Encoding filter for Java web applications

Dealing correctly with encodings is one of the most important things in Java web applications (if not even in Java). The best way to avoid troubles with different encodings is to use only one encoding throughout the entire web application. The encoding of choice is UTF-8 which is able to deal with almost every known written language.

The first thing you have to ensure is that every content delivery from your server tells the client (browser) the correct encoding to use. You do this by setting the meta header field in your HTML pages:

<meta http-equiv="Content-Type" content="text/html; charset=utf-8">

and define the contentType in the page directive of your JSP

<%@ page language="java" contentType="text/html; charset=utf-8" pageEncoding="utf-8"%>

The attribute pageEncoding tells the JSP compiler the encoding in which the JSP is stored on the disk.

Now your content should be delivered correctly to the client. The next important thing to do is to handle data the client sends to you with the correct encoding. Most application containers use a hard coded standard encoding do decode request data. For the Apache Tomcat the default encoding is iso-8859-1.

If you have an input form that is delivered in utf-8 the browser will submit the form data in the same encoding. Now you get a problem if you call request.getParameter in your application and the parameter contains special characters. To tell the application server the right encoding to decode your request you have to set request.setCharacterEncoding before accessing a request parameter the first time.

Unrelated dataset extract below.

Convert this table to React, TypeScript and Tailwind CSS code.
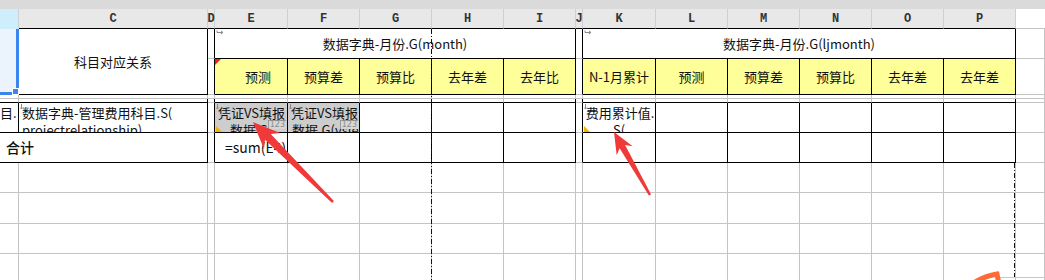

Therefore you should use a Filter like shown in the following code:

public class EncodingFilter implements Filter {

	private String encoding = "utf-8";

	public void doFilter(ServletRequest request,
					     ServletResponse response, 
						 FilterChain filterChain) 
	                throws IOException, ServletException {
		request.setCharacterEncoding(encoding);
		filterChain.doFilter(request, response);
	}

	public void init(FilterConfig filterConfig) 
	                          throws ServletException {
		String encodingParam = 
		     filterConfig.getInitParameter("encoding");
		if (encodingParam != null) {
			encoding = encodingParam;
		}
	}

	public void destroy() {
		// nothing todo
	}

}

You have to configure this filter in your web.xml to be executed before every request:

<filter>

	<filter-name>EncodingFilter</filter-name>
	<filter-class>
		net.einwaller.filters.EncodingFilter
	</filter-class>

	<init-param>
		<param-name>encoding</param-name>
		<param-value>UTF-8</param-value>
	</init-param>

</filter>

<filter-mapping>
	<filter-name>EncodingFilter</filter-name>
	<url-pattern>/*</url-pattern>
</filter-mapping>

If you mind all these tips your web application will not have any encoding problems - EXCEPT with GET requests. In GET requests the parameters are encoded into the URL not in the body of the request like in POST requests. These parameters are handled different by the application container.

Tomcat again uses iso-8859-1 per default to decode those GET parameters regardless of which encoding is set in the request by your filter. To change this behavior you have to change connector configuration inside the server.xml of your Tomcat as described here. The attribute URIEncoding defines a fixed encoding the server uses for every request. What we want to use is the attribute useBodyEncodingForURI which tells the server to use the encoding defined for the body for the GET parameters too.